Education officials in Muskogee have twice suspended Nashala Hearn from Benjamin Franklin Science Academy for violating school dress code by wearing the hijab or Muslim headscarf.

The 11-year-old is scheduled to return to school next week after her latest five-day suspension, but officials say Hearn will not be admitted to class if she continues to wear the scarf.

The school district's dress code bans students from wearing hats, caps, bandanas or other headwear inside school buildings, and was initially devised to deter gang-related activity.

No exceptions

Education officials in the town, 200km east of Oklahoma City, said they were not inclined to make exceptions to the rule on religious grounds.

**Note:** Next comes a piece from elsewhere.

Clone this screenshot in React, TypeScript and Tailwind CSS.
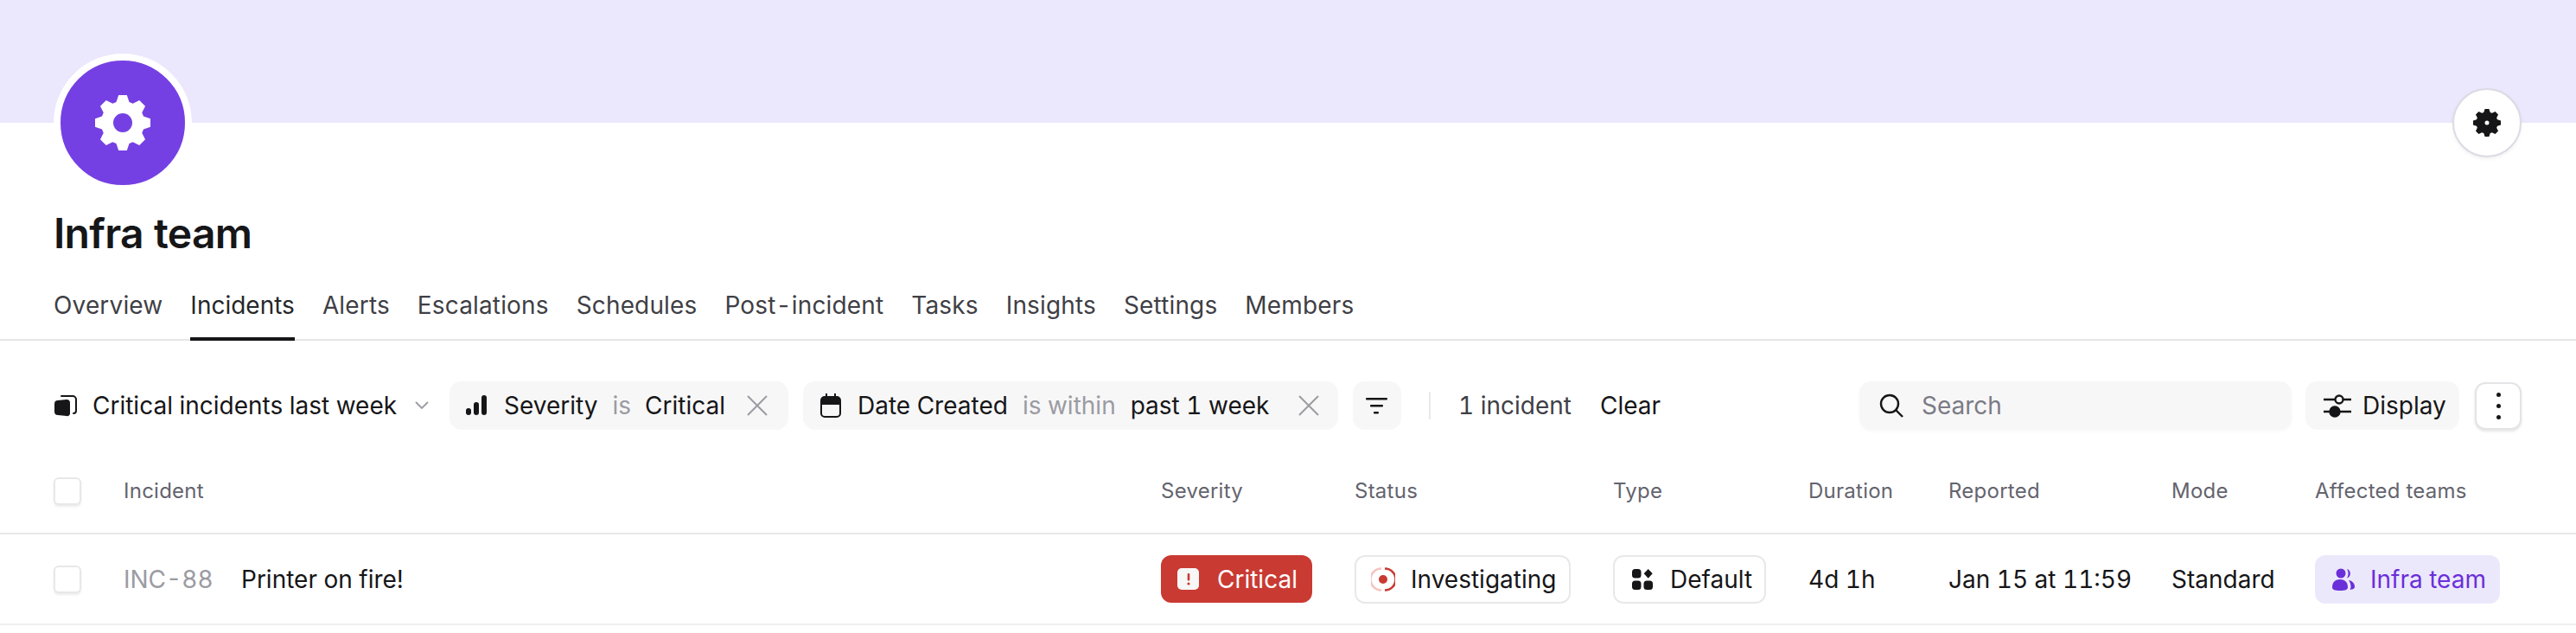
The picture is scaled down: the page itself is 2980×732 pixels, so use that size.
function gearPath(cx: number, cy: number, outer: number, root: number, tooth: number) {
  // 8 teeth, drawn clockwise from the top
  const pts: string[] = [];
  for (let i = 0; i < 8; i++) {
    const a = (i * Math.PI) / 4 - Math.PI / 2;
    const along = (r: number, s: number) => [
      cx + r * Math.cos(a) - s * Math.sin(a),
      cy + r * Math.sin(a) + s * Math.cos(a),
    ];
    [along(root, -tooth * 1.25), along(outer, -tooth * 0.8), along(outer, tooth * 0.8), along(root, tooth * 1.25)].forEach((p) =>
      pts.push(p.map((n) => n.toFixed(2)).join(" ")),
    );
  }
  return "M" + pts.join("L") + "Z";
}

function Gear({ className, hole }: { className: string; hole: number }) {
  return (
    <svg viewBox="0 0 64 64" className={className} fill="currentColor">
      <path fillRule="evenodd" d={gearPath(32, 32, 32, 24, 6) + ` M${32 - hole} 32a${hole} ${hole} 0 1 0 ${hole * 2} 0a${hole} ${hole} 0 1 0 ${-hole * 2} 0Z`} />
    </svg>
  );
}

function CloseIcon() {
  return (
    <svg viewBox="0 0 24 24" className="h-[24px] w-[24px] text-[#9b9ba3]" fill="none" stroke="currentColor" strokeWidth="2">
      <path d="M1 1l22 22M23 1L1 23" />
    </svg>
  );
}

function Checkbox() {
  return <div className="h-[32px] w-[32px] rounded-[6px] border-2 border-[#e8e8e8] bg-white shadow-[0_2px_3px_rgba(0,0,0,0.08)]" />;
}

const tabs = ["Overview", "Incidents", "Alerts", "Escalations", "Schedules", "Post-incident", "Tasks", "Insights", "Settings", "Members"];
const columns = ["Severity", "Status", "Type", "Duration", "Reported", "Mode", "Affected teams"];

export default function App() {
  return (
    <div className="h-[732px] w-[2980px] overflow-hidden bg-white font-[Inter,sans-serif] text-[28px] tabular-nums text-[#161618]">
      <div className="h-[142px] bg-[#ebe7fc]" />

      {/* Team header */}
      <div className="flex items-start justify-between pl-[62px] pr-[63px]">
        <div className="-mt-[80px] flex h-[160px] w-[160px] items-center justify-center rounded-full border-[8px] border-white bg-[#7540e3] text-white">
          <Gear className="h-[64px] w-[64px]" hole={11} />
        </div>
        <div className="-mt-[40px] flex h-[80px] w-[80px] items-center justify-center rounded-full border-2 border-[#dcdae4] bg-white shadow-[0_2px_4px_rgba(0,0,0,0.06)]">
          <Gear className="h-[32px] w-[32px]" hole={5} />
        </div>
      </div>
      <h1 className="-mt-[4px] pl-[62px] pt-[24px] text-[48px] font-semibold leading-[56px] tracking-[-0.015em]">Infra team</h1>

      {/* Tabs */}
      <div className="mt-[34px] flex h-[62px] gap-[32px] border-b-2 border-[#e6e6e6] px-[62px]">
        {tabs.map((tab) => (
          <div
            key={tab}
            className={
              tab === "Incidents"
                ? "-mb-[2px] h-[62px] border-b-[4px] border-[#161618] pt-[1px] leading-[40px] text-[#27272a]"
                : "pt-[1px] leading-[40px] tracking-[0.15px] text-[#3f3f46]"
            }
          >
            {tab}
          </div>
        ))}
      </div>

      {/* Filters */}
      <div className="mt-[47px] flex h-[56px] items-center pl-[62px] pr-[63px]">
        <svg viewBox="0 0 28 28" className="mr-[17px] h-[28px] w-[28px] shrink-0">
          <path d="M9 3h13a4 4 0 0 1 4 4v13a3 3 0 0 1-3 3" fill="none" stroke="#161618" strokeWidth="2" strokeLinecap="round" />
          <path d="M5 8l10-1a4 4 0 0 1 4 4v12a3 3 0 0 1-4 3l-10-1a4 4 0 0 1-4-4v-9a4 4 0 0 1 4-4Z" fill="#161618" />
        </svg>
        <span className="w-[353px] shrink-0 whitespace-nowrap">Critical incidents last week</span>
        <svg viewBox="0 0 16 10" className="ml-[20px] mr-[24px] h-[10px] w-[16px] shrink-0" fill="none" stroke="#9b9ba3" strokeWidth="1.8">
          <path d="M1 1l7 7 7-7" />
        </svg>

        <div className="flex h-[56px] w-[392px] shrink-0 items-center rounded-[14px] bg-[#f7f7f7] pl-[19px]">
          <svg viewBox="0 0 24 24" className="mr-[20px] h-[24px] w-[24px] shrink-0" fill="#161618">
            <rect x="0" y="15" width="6" height="8" rx="3" />
            <rect x="9" y="8" width="6" height="15" rx="3" />
            <rect x="18" y="0" width="6" height="23" rx="3" />
          </svg>
          <span>Severity</span>
          <span className="ml-[17px] text-[#9b9ba3]">is</span>
          <span className="ml-[16px]">Critical</span>
          <span className="ml-[25px]"><CloseIcon /></span>
        </div>

        <div className="ml-[17px] flex h-[56px] w-[619px] shrink-0 items-center rounded-[14px] bg-[#f7f7f7] pl-[20px]">
          <svg viewBox="0 0 24 28" className="mr-[19px] h-[28px] w-[24px] shrink-0">
            <path d="M6 0h2v5H6zM16 0h2v5h-2z" fill="#161618" />
            <rect x="1" y="4" width="22" height="23" rx="4" fill="none" stroke="#161618" strokeWidth="2" />
            <path d="M1 8a4 4 0 0 1 4-4h14a4 4 0 0 1 4 4v5H1z" fill="#161618" />
          </svg>
          <span>Date Created</span>
          <span className="ml-[17px] text-[#9b9ba3]">is within</span>
          <span className="ml-[17px]">past 1 week</span>
          <span className="ml-[34px]"><CloseIcon /></span>
        </div>

        <div className="ml-[17px] flex h-[56px] w-[56px] shrink-0 items-center justify-center rounded-[14px] bg-[#f7f7f7]">
          <svg viewBox="0 0 26 20" className="h-[20px] w-[26px]" fill="#161618">
            <rect x="0" y="1" width="25" height="2.4" rx="1" />
            <rect x="5" y="9" width="15" height="2.4" rx="1" />
            <rect x="9" y="17" width="6" height="2.4" rx="1" />
          </svg>
        </div>
        <div className="ml-[32px] h-[32px] w-[2px] shrink-0 bg-[#e8e8e8]" />
        <span className="ml-[32px] text-[#3f3f46]">1 incident</span>
        <span className="ml-[33px]">Clear</span>

        <div className="ml-auto flex h-[56px] w-[500px] shrink-0 items-center rounded-[14px] bg-[#f7f7f7] pl-[23px] shadow-[0_2px_4px_rgba(0,0,0,0.03)]">
          <svg viewBox="0 0 28 28" className="mr-[21px] h-[28px] w-[28px] shrink-0" fill="none" stroke="#161618" strokeWidth="2.4">
            <circle cx="12" cy="12" r="10" />
            <path d="M19 19l8 8" />
          </svg>
          <span className="text-[#7b7b86]">Search</span>
        </div>
        <div className="ml-[16px] flex h-[56px] w-[178px] shrink-0 items-center rounded-[14px] bg-[#f7f7f7] pl-[21px]">
          <svg viewBox="0 0 32 28" className="mr-[13px] h-[28px] w-[32px] shrink-0" fill="none" stroke="#161618" strokeWidth="2.4">
            <path d="M0 7h13M23 7h9M0 21h8M18 21h14" />
            <circle cx="18" cy="7" r="4.500" />
            <circle cx="13" cy="21" r="5.500" fill="#161618" />
          </svg>
          <span>Display</span>
        </div>
        <div className="ml-[18px] flex h-[55px] w-[54px] shrink-0 flex-col items-center justify-center gap-[8px] rounded-[12px] border-2 border-[#e4e4e7] bg-white shadow-[0_2px_3px_rgba(0,0,0,0.1)]">
          <div className="h-[5px] w-[5px] rounded-full bg-[#161618]" />
          <div className="h-[5px] w-[5px] rounded-full bg-[#161618]" />
          <div className="h-[5px] w-[5px] rounded-full bg-[#161618]" />
        </div>
      </div>

      {/* Table header */}
      <div className="mt-[31px] grid h-[90px] grid-cols-[81px_1200px_224px_299px_226px_162px_258px_166px_1fr] items-center border-b-2 border-[#e8e8e8] px-[62px] pb-[8px] text-[24px] tracking-[0.25px] text-[#64646e]">
        <Checkbox />
        <div>Incident</div>
        {columns.map((col) => (
          <div key={col}>{col}</div>
        ))}
      </div>

      {/* Row */}
      <div className="grid h-[105px] grid-cols-[81px_1200px_224px_299px_226px_162px_258px_166px_1fr] items-center border-b-2 border-[#f0f0f0] px-[62px]">
        <Checkbox />
        <div className="flex items-center">
          <span className="w-[136px] text-[#9b9ba3]">INC-88</span>
          <span>Printer on fire!</span>
        </div>
        <div>
          <div className="flex h-[55px] w-[175px] items-center rounded-[12px] bg-[#c93a32] pl-[19px] text-white">
            <div className="mr-[21px] flex h-[25px] w-[25px] items-center justify-center rounded-[5px] bg-[#f7f7f7]">
              <svg viewBox="0 0 4 14" className="h-[14px] w-[4px]" fill="#c93a32">
                <rect x="0.7" y="0" width="2.6" height="8.5" rx="1" />
                <circle cx="2" cy="12" r="1.6" />
              </svg>
            </div>
            Critical
          </div>
        </div>
        <div>
          <div className="flex h-[56px] w-[250px] items-center rounded-[12px] border-2 border-[#e8e8e8] pl-[17px]">
            <svg viewBox="0 0 28 28" className="mr-[18px] h-[28px] w-[28px] shrink-0" fill="none" strokeWidth="2.6">
              <path d="M12 1.500a12.500 12.500 0 0 0 0 25" stroke="#f3c4c0" />
              <path d="M16 1.500a12.500 12.500 0 0 1 0 25" stroke="#c93a32" />
              <circle cx="14" cy="14" r="5" fill="#c93a32" stroke="none" />
            </svg>
            Investigating
          </div>
        </div>
        <div>
          <div className="flex h-[56px] w-[177px] items-center rounded-[12px] border-2 border-[#e8e8e8] pl-[20px]">
            <svg viewBox="0 0 24 24" className="mr-[20px] h-[24px] w-[24px] shrink-0" fill="#161618">
              <rect x="0" y="0" width="10.5" height="10.5" rx="3.5" />
              <rect x="0" y="13.5" width="10.5" height="10.5" rx="3.5" />
              <rect x="13.5" y="13.5" width="10.5" height="10.5" rx="3.5" />
              <path d="M18.7 0l5 5.300-5 5.500-5-5.500z" />
            </svg>
            Default
          </div>
        </div>
        <div>4d 1h</div>
        <div>Jan 15 at 11:59</div>
        <div>Standard</div>
        <div>
          <div className="flex h-[56px] w-[214px] items-center rounded-[12px] bg-[#ece8fc] pl-[20px] text-[#6b2fd9]">
            <svg viewBox="0 0 26 26" className="mr-[18px] h-[26px] w-[26px] shrink-0" fill="#6b2fd9">
              <circle cx="10" cy="6" r="5.500" />
              <path d="M0 22c0-6 4-9 9-9s9 3 9 9c0 3-3 4-9 4s-9-1-9-4Z" />
              <path d="M17 1a5.500 5.500 0 0 1 0 10.500c1-1.500 1.500-3.500 1.500-5.200S18 2.500 17 1Z" />
              <path d="M19 14c4 .5 7 3.500 7 7.500 0 2-1.500 3-5.500 3.300.7-1 1-2 1-3.300 0-2.800-.9-5.500-2.500-7.500Z" />
            </svg>
            Infra team
          </div>
        </div>
      </div>
    </div>
  );
}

"We have to be as neutral as possible with all religious requests," said Eldon Gleichman, superintendent of Muskogee Public Schools.

"I can't let the door open for one and not expect the door to be thrown open wide for everybody."

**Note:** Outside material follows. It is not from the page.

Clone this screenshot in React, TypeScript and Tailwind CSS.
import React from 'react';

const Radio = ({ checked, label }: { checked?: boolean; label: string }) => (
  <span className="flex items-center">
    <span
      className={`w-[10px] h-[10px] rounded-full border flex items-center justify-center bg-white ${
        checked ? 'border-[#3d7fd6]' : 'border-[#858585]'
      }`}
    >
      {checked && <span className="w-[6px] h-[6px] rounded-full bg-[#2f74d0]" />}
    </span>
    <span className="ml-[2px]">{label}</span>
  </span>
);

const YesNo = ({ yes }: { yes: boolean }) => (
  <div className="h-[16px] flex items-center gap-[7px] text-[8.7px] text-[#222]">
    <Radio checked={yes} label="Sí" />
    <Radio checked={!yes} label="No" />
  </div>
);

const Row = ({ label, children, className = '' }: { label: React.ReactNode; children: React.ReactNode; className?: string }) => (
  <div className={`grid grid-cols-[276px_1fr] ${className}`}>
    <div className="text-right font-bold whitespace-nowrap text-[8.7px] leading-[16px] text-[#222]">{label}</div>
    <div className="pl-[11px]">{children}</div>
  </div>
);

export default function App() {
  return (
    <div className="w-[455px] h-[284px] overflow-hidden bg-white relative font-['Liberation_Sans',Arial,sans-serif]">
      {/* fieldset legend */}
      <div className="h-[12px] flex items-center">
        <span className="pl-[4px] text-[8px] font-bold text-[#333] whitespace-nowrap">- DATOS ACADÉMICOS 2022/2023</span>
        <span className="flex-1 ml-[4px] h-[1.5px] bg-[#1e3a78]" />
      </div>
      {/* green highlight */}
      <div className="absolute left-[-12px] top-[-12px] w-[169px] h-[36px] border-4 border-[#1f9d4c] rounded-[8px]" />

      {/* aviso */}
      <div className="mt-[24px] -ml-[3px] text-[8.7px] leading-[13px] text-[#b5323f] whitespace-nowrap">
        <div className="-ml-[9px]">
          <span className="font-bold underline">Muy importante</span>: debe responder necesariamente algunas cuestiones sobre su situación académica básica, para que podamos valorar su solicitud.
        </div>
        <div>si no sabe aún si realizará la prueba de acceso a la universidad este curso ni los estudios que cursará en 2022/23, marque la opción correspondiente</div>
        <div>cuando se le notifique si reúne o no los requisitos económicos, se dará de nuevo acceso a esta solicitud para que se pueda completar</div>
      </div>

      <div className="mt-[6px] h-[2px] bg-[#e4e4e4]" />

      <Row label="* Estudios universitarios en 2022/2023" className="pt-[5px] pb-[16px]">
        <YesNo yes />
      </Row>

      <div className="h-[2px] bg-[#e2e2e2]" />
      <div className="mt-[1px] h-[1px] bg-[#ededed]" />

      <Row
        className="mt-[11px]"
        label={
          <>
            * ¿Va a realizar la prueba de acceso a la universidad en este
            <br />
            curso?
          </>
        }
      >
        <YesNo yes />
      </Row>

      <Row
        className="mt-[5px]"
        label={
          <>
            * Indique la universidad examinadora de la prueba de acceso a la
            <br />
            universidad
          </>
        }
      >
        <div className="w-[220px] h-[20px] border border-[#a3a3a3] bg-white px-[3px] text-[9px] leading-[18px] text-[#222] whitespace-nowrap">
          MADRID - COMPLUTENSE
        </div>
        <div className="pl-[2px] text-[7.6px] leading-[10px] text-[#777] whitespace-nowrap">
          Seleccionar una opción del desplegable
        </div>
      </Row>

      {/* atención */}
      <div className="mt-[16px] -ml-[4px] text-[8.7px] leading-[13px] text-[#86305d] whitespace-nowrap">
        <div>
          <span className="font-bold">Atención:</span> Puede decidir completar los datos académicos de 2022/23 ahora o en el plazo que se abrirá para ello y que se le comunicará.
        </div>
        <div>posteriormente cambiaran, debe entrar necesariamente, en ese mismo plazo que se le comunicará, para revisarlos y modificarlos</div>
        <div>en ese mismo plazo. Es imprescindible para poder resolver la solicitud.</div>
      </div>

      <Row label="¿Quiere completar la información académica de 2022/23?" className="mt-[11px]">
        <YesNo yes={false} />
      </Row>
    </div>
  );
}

"We have to be as neutral as possible with all religious requests. I can't let the door open for one and not expect the door to be thrown open wide for everybody"

Eldon Gleichman,
Muskogee Public Schools

Hearn's father, Eyvine Hearn, an African-American who converted to Islam, is determined his daughter won't back down.

Controversial debate

"She's not going to compromise her religion. We can't turn our back on God."

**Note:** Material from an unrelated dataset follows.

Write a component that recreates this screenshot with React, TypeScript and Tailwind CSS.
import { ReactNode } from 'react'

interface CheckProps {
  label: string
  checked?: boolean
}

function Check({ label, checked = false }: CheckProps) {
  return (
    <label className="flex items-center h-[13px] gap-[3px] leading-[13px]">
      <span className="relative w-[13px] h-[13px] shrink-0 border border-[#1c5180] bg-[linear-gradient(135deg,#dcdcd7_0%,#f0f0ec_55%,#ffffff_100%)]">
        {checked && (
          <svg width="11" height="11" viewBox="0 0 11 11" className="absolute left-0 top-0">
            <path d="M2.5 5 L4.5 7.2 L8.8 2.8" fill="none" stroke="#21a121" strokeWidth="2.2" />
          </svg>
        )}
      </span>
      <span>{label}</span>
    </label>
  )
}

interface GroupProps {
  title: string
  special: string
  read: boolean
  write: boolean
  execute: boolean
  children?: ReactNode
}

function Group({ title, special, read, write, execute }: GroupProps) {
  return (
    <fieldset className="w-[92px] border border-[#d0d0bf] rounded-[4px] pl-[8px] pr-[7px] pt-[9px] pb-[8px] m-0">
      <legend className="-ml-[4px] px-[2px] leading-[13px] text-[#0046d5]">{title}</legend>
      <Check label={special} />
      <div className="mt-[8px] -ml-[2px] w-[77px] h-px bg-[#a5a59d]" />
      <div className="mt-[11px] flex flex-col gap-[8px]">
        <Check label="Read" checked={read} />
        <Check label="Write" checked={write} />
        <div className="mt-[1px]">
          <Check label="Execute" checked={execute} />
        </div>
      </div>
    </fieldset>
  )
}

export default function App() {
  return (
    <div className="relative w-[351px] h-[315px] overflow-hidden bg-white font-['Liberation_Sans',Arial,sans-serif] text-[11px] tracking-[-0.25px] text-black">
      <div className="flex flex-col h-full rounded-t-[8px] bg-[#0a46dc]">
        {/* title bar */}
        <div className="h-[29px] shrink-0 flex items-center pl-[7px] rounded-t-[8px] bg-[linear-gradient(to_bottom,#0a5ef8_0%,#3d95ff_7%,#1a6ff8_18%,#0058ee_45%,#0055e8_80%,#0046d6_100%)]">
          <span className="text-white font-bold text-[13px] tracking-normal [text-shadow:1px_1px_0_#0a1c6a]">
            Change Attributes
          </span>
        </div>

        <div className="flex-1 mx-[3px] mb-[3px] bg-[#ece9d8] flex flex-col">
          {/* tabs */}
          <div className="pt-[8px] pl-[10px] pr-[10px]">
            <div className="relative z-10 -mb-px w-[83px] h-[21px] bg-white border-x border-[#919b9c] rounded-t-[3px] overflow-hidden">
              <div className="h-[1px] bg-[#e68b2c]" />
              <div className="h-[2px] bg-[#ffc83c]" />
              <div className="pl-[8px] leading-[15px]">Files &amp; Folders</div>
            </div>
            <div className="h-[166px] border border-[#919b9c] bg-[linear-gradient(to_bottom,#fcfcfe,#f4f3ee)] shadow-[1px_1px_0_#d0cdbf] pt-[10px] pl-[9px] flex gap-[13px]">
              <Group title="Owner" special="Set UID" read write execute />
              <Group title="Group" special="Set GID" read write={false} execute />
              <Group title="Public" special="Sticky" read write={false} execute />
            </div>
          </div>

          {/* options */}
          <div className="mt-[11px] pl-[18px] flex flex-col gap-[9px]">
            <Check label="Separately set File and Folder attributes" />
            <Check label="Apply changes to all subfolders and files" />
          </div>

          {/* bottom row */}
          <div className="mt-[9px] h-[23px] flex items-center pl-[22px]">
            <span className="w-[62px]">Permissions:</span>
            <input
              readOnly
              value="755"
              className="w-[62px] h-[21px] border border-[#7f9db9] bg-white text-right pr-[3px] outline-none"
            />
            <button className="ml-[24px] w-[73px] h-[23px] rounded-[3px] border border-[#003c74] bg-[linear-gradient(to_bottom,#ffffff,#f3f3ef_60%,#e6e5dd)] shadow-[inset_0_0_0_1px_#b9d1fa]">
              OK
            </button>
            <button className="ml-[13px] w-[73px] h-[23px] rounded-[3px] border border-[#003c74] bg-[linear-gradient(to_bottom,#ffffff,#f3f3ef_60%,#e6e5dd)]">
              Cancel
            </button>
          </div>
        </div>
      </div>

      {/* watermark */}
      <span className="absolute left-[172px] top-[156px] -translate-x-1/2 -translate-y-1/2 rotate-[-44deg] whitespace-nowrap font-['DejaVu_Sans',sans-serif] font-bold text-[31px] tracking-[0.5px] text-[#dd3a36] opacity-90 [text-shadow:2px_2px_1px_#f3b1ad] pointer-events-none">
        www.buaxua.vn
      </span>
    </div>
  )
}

Several heavyweight national rights groups have waded into the debate, including the Washington-based Muslim advocacy group, CAIR, (Council on American-Islamic Relations).

"This is a clear violation of the student's right to freely practice her faith," said CAIR spokesman Ibrahim Hooper.

He cited US Department of Education guidelines that say schools cannot bar students from wearing headscarves during the school day where it is part of a student's religious practice.

Rules

Muskogee education officials likewise insisted the law was on their side.

"We're just following the rules," said DD Hayes, attorney for Muskogee Public Schools, citing a 1995 US Department of Education policy.

However, Hearn's advocates are confident that legal precedent will bear them out.